Vincenzo Crunelli#

Short laudatio by Ole H. Petersen#


Over the last 30 years Vincenzo Crunelli’s pioneering work has focussed on understanding the mechanisms underlying the electrical activity of neurons in two interconnected brain areas (the thalamus and cortex) during the sleep-wake cycle and in absence epilepsy, a non-convulsive form of the neurological disease that mainly affects children and teenagers. His laboratory was one of the first to use in vitro electrophysiological techniques for brain physiology and to combine it with molecular, cellular, network and systems approaches to answer the key questions in his fields of research.

Specifically, Vincenzo Crunelli provided:

1) the first comprehensive mechanistic description of the processes that lead to the expression of an epileptic absence seizure.

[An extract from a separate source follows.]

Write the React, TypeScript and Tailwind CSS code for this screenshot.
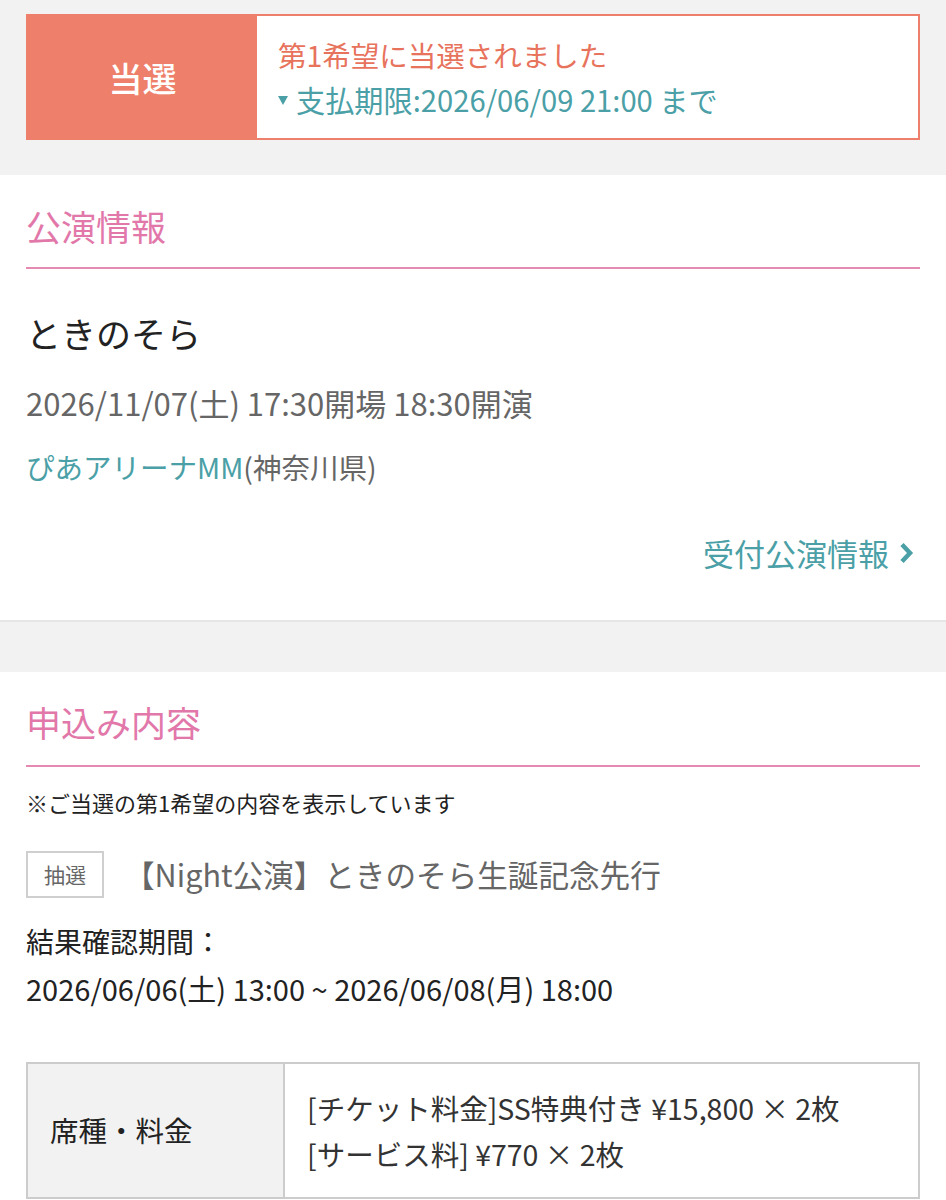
const font = { fontFamily: '"Noto Sans CJK JP", "Noto Sans", sans-serif' };

function SectionHeading({ label, className }: { label: string; className: string }) {
  return (
    <div className={`flex items-center border-b-2 border-[#e58ab3] text-[35px] text-[#e277a9] ${className}`}>
      {label}
    </div>
  );
}

export default function App() {
  return (
    <div className="min-h-screen w-[946px] bg-[#f2f2f2] text-[#222]" style={font}>
      {/* result banner */}
      <div className="px-[26px] pt-[14px] pb-[35px]">
        <div className="flex h-[126px] border-2 border-[#ee7f6a] bg-white">
          <div className="flex w-[229px] items-center justify-center bg-[#ee7f6a] text-[34px] font-medium text-white">
            当選
          </div>
          <div className="flex flex-col justify-center pl-[21px] leading-[45px]">
            <div className="text-[28.5px] text-[#e8735d]">第1希望に当選されました</div>
            <div className="flex items-center gap-[8px] text-[29.2px] text-[#4aa0a6]">
              <svg width="10" height="9" viewBox="0 0 10 9" className="mt-[2px]">
                <polygon points="0,0 10,0 5,9" fill="#4aa0a6" />
              </svg>
              <span>支払期限:2026/06/09 21:00 まで</span>
            </div>
          </div>
        </div>
      </div>

      {/* performance info */}
      <section className="border-b-2 border-[#e6e6e6] bg-white px-[26px] pb-[47px]">
        <SectionHeading label="公演情報" className="h-[94px] pt-[10px]" />
        <div className="mt-[44px] text-[35px] leading-[40px] text-[#222]">ときのそら</div>
        <div className="mt-[30px] text-[31px] leading-[40px] text-[#666]">
          2026/11/07(土) 17:30開場 18:30開演
        </div>
        <div className="mt-[24px] text-[28.5px] leading-[40px] text-[#666]">
          <span className="text-[#4aa0a6]">ぴあアリーナMM</span>(神奈川県)
        </div>
        <div className="mt-[46px] flex items-center justify-end gap-[9px] pr-[6px] text-[31px] leading-[40px] text-[#4aa0a6]">
          <span>受付公演情報</span>
          <svg width="16" height="24" viewBox="0 0 16 24">
            <polyline points="4,3.5 12,12 4,20.5" fill="none" stroke="#4aa0a6" strokeWidth="4.5" />
          </svg>
        </div>
      </section>

      <div className="h-[50px]" />

      {/* application details */}
      <section className="bg-white px-[26px] pb-[20px]">
        <SectionHeading label="申込み内容" className="h-[95px] pt-[7px]" />
        <div className="mt-[21px] text-[22px] leading-[28px] text-[#222]">
          ※ご当選の第1希望の内容を表示しています
        </div>
        <div className="mt-[35px] flex items-center gap-[20px]">
          <div className="flex h-[47px] w-[78px] items-center justify-center border-2 border-[#cfcfcf] text-[21px] text-[#666]">
            抽選
          </div>
          <div className="text-[30.6px] text-[#666]">【Night公演】ときのそら生誕記念先行</div>
        </div>
        <div className="mt-[20px] leading-[47px] text-[#222]">
          <div className="text-[28px]">結果確認期間：</div>
          <div className="text-[29px]">2026/06/06(土) 13:00 ~ 2026/06/08(月) 18:00</div>
        </div>
        <div className="mt-[50px] flex h-[137px] border-2 border-[#cccccc] text-[28.5px]">
          <div className="flex w-[257px] items-center border-r-2 border-[#cccccc] bg-[#f2f2f2] px-[22px] text-[#222]">
            席種・料金
          </div>
          <div className="flex flex-col justify-center px-[22px] leading-[46px] text-[#333]">
            <div>[チケット料金]SS特典付き ¥15,800 × 2枚</div>
            <div>[サービス料] ¥770 × 2枚</div>
          </div>
        </div>
      </section>
    </div>
  );
}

2) the first characterization of abnormal membrane ion channels and transporters in experimental models of the disease that paved the way to investigation of the complex polygenic abnormalities that characterize afflicted families.

3) conclusive evidence that the sudden impairment of consciousness that accompanies absence seizures is not due to excessive electrical activity (as in all other forms of convulsive epilepsy), but results from a decreased activity of neurons in the thalamus with the consequent inability of external sensory inputs to reach the cortical mantle.

Furthermore, Crunelli was the first to demonstrate the relative contributions of neurons in the thalamus and cortex to the different electrical waves that characterize the natural progression nom wakefulness to different sleep stages. His work has shown the existence of a number of behavioural state-dependent neuronal pacemakers in the thalamus that drive cortical electrical activity. By identifying the molecular, cellular and network events underlying these physiological states, Vincenzo Crunelli’s pioneering work has offered potential targets for novel therapeutic interventions in sleep disorders.

Vincenzo Crunelli’s principal contributions have been published in top high-impact journals (Nature, Nature Neuroscience, Nature Medicine, Neuron) and he has just in the last two months published substantial papers in Nature Medicine and Nature Neuroscience.